Most production agent attempts fail for the same reason: they treat every task as a fresh problem.
The loop runs. The model thinks. Tools get called. Sometimes it works. Then the next day the same class of problem arrives and the agent starts from zero again.
This is the loop trap.
The Loop Trap
A basic agent is just a while loop with better prompting.
It observes state, plans, calls tools, evaluates results, repeats.
This works for demos.
In production it collapses under three predictable pressures:
- Every run pays the full context tax
- Small variations in the environment break the implicit assumptions
- Nothing compounds — the agent is as smart on day 90 as it was on day 1
The expensive part isn’t the model calls. It’s the repeated rediscovery of how to do the same class of work.
The Skill Layer
The agents that actually improve treat execution as a side effect of writing better instructions for their future selves.
After a task completes, they don’t just return a result.
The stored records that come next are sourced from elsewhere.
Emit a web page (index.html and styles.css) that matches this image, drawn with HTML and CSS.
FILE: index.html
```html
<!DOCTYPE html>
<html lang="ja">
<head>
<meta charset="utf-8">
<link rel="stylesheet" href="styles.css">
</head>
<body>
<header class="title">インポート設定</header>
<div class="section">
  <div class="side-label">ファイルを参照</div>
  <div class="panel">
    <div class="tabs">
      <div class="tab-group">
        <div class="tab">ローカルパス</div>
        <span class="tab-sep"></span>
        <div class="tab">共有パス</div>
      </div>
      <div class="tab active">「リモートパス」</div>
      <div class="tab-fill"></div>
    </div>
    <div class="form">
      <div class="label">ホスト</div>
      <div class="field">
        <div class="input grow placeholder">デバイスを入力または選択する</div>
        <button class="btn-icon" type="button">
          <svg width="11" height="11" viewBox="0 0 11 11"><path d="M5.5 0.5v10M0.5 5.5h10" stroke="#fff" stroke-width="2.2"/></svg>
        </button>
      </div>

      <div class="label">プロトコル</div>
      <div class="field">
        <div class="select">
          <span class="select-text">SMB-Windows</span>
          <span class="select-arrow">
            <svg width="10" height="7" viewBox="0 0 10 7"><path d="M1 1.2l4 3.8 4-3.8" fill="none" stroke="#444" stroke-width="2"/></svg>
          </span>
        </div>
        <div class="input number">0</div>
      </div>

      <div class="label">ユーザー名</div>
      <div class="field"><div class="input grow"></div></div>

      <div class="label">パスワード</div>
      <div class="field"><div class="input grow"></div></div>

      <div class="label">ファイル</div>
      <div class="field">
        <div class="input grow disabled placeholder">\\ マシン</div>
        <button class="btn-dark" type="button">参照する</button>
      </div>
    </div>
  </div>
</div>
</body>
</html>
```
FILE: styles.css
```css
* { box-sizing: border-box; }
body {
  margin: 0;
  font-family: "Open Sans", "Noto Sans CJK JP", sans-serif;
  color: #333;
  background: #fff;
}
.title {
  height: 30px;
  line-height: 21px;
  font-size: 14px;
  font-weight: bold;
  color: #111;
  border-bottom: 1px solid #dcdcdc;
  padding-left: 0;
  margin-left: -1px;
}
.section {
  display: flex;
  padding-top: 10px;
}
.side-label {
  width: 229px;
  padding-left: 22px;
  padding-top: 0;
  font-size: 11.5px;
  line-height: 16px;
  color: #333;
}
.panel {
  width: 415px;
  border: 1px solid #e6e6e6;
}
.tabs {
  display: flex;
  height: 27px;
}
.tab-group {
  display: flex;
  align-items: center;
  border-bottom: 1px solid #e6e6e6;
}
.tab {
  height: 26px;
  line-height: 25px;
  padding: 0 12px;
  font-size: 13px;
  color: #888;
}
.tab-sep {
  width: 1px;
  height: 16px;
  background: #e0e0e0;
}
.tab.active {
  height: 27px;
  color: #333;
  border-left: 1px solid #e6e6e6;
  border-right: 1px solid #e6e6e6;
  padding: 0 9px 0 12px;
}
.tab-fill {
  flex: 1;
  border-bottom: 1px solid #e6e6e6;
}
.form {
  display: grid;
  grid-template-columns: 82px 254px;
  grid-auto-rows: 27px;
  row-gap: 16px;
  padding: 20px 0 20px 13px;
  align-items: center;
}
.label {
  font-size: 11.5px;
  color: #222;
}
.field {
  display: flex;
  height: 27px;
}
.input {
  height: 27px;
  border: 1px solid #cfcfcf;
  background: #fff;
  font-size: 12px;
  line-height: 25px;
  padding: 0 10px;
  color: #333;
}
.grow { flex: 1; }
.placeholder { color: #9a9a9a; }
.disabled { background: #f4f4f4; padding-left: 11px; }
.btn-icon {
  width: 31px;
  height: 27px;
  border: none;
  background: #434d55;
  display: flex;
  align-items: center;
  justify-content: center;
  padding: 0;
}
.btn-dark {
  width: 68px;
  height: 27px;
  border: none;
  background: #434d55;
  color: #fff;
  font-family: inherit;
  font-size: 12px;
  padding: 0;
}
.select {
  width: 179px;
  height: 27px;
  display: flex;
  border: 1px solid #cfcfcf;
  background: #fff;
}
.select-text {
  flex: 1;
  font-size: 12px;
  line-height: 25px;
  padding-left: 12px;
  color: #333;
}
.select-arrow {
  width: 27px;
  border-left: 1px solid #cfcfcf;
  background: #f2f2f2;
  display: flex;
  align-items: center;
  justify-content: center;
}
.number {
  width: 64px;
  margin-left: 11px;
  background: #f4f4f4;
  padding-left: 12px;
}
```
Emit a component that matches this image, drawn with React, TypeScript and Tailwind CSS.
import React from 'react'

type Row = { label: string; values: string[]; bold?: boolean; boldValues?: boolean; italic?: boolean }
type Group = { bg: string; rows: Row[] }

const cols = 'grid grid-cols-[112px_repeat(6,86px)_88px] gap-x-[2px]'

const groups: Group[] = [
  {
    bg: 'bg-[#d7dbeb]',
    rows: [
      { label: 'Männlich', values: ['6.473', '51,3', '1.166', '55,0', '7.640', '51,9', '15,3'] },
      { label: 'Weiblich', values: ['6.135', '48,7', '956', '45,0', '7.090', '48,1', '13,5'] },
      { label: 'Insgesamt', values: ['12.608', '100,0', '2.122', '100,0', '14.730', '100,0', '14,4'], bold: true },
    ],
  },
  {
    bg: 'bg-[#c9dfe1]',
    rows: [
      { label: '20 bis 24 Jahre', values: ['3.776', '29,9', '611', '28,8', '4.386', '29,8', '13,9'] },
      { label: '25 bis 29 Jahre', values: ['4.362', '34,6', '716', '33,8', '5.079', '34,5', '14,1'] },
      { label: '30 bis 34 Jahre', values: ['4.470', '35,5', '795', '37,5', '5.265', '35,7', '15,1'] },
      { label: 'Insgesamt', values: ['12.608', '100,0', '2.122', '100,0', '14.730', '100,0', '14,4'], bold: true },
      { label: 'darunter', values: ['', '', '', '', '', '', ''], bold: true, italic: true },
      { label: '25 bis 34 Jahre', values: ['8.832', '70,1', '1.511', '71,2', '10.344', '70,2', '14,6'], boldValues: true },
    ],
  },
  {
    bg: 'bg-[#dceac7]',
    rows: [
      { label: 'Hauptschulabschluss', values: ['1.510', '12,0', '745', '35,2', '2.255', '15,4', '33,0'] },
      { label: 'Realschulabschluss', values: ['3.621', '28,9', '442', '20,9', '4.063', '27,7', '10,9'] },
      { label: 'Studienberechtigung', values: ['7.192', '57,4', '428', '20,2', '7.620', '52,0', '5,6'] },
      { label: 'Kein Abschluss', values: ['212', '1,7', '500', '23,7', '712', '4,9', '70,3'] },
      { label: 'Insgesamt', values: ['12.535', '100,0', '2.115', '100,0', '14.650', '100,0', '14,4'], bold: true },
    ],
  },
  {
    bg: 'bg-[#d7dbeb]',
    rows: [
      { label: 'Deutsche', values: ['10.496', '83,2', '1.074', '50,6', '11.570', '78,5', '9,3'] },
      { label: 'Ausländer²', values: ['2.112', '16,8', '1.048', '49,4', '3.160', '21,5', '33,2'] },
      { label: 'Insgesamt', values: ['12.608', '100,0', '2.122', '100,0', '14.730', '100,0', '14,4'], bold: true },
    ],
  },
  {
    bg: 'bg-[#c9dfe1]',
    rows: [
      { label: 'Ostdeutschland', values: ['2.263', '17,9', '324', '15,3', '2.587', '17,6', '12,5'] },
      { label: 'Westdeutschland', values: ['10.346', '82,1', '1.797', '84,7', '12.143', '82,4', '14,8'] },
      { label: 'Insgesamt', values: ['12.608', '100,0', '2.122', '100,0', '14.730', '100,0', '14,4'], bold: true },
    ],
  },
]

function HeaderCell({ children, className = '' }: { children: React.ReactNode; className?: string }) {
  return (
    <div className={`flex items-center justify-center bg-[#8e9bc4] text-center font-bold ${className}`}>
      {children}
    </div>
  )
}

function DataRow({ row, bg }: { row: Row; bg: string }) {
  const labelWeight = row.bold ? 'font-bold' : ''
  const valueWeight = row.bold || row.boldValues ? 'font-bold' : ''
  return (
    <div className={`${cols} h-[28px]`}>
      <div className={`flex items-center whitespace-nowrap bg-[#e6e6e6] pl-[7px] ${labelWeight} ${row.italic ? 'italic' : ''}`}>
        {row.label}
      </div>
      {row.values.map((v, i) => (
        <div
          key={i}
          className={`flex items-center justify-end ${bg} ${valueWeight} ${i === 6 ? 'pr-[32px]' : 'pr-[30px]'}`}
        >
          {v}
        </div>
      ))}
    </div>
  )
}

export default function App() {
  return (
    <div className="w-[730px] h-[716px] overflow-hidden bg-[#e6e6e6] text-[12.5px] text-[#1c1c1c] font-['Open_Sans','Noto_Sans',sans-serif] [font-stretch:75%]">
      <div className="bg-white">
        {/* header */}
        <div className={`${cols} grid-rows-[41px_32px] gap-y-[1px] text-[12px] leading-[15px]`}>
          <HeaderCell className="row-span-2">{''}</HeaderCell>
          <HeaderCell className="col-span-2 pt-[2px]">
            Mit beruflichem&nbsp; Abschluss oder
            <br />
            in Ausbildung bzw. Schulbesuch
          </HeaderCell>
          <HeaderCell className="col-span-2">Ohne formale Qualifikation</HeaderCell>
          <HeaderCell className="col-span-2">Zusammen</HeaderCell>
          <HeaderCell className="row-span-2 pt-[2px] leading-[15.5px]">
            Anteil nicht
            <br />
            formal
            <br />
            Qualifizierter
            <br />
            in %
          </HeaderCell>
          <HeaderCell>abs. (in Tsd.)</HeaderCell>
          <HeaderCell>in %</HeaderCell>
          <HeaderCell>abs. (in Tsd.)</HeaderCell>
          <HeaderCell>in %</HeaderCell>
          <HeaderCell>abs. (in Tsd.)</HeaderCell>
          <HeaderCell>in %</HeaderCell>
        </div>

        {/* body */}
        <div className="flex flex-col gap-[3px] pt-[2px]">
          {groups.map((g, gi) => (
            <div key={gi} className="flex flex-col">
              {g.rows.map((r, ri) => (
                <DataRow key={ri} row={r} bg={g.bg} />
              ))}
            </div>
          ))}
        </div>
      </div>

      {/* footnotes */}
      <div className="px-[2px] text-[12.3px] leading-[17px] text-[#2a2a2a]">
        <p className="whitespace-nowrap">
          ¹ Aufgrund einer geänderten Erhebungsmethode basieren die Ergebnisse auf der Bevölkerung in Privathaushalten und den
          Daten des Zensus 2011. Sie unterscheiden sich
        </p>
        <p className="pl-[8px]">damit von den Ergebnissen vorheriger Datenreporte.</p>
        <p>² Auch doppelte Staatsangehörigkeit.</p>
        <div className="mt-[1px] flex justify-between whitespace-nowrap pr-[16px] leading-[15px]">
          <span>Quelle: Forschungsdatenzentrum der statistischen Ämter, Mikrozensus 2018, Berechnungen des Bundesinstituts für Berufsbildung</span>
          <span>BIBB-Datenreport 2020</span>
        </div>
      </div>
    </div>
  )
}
They write down what worked, what didn’t, the exact sequence that succeeded, the edge cases they hit, and the guardrails that prevented disaster.
That artifact becomes a new skill.
Next time a similar request arrives, the agent loads the skill first instead of reasoning from scratch.
The difference is dramatic. Skills are cheap to store, fast to load, and get sharper with every use.
How Hermes Actually Does This
Hermes doesn’t just run tasks. It treats every completed job as raw material for skill generation.
After finishing work it produces a focused skill document that captures:
- The precise goal
- The successful decomposition
- The tools and order that worked
- The failure modes it encountered
- The minimal guardrails that made it safe
On subsequent runs it retrieves relevant skills before planning. The loop gets shorter. The context gets cleaner. Cost drops. Reliability rises.
This is the difference between an agent that needs constant babysitting and one that becomes a genuine teammate over weeks and months.
What Actually Compounds
Memory alone is not enough. Raw conversation history grows noisy.
Skills are distilled memory. They are the part of the experience that is worth keeping.
The systems that win are the ones where:
- Every task produces a reusable artifact
- Those artifacts are versioned and searchable
- The agent prefers loading a skill over reasoning from scratch
- Human review happens at the skill level, not the individual action level
This is how you get the 3x speed and 80% cost improvements people report after a few months of consistent use.
The Real Engineering Problem
Most teams are still optimizing the loop — better planners, more tools, longer context.
Those are table stakes.
The actual leverage comes from building the layer above the loop: the mechanism that turns raw execution into durable, improving capability.
Without it you have an expensive, stochastic autocomplete that never gets promoted to real operator.
With it you have something that compounds.
The future belongs to agents that write their own playbooks. Everything else is just a more sophisticated demo.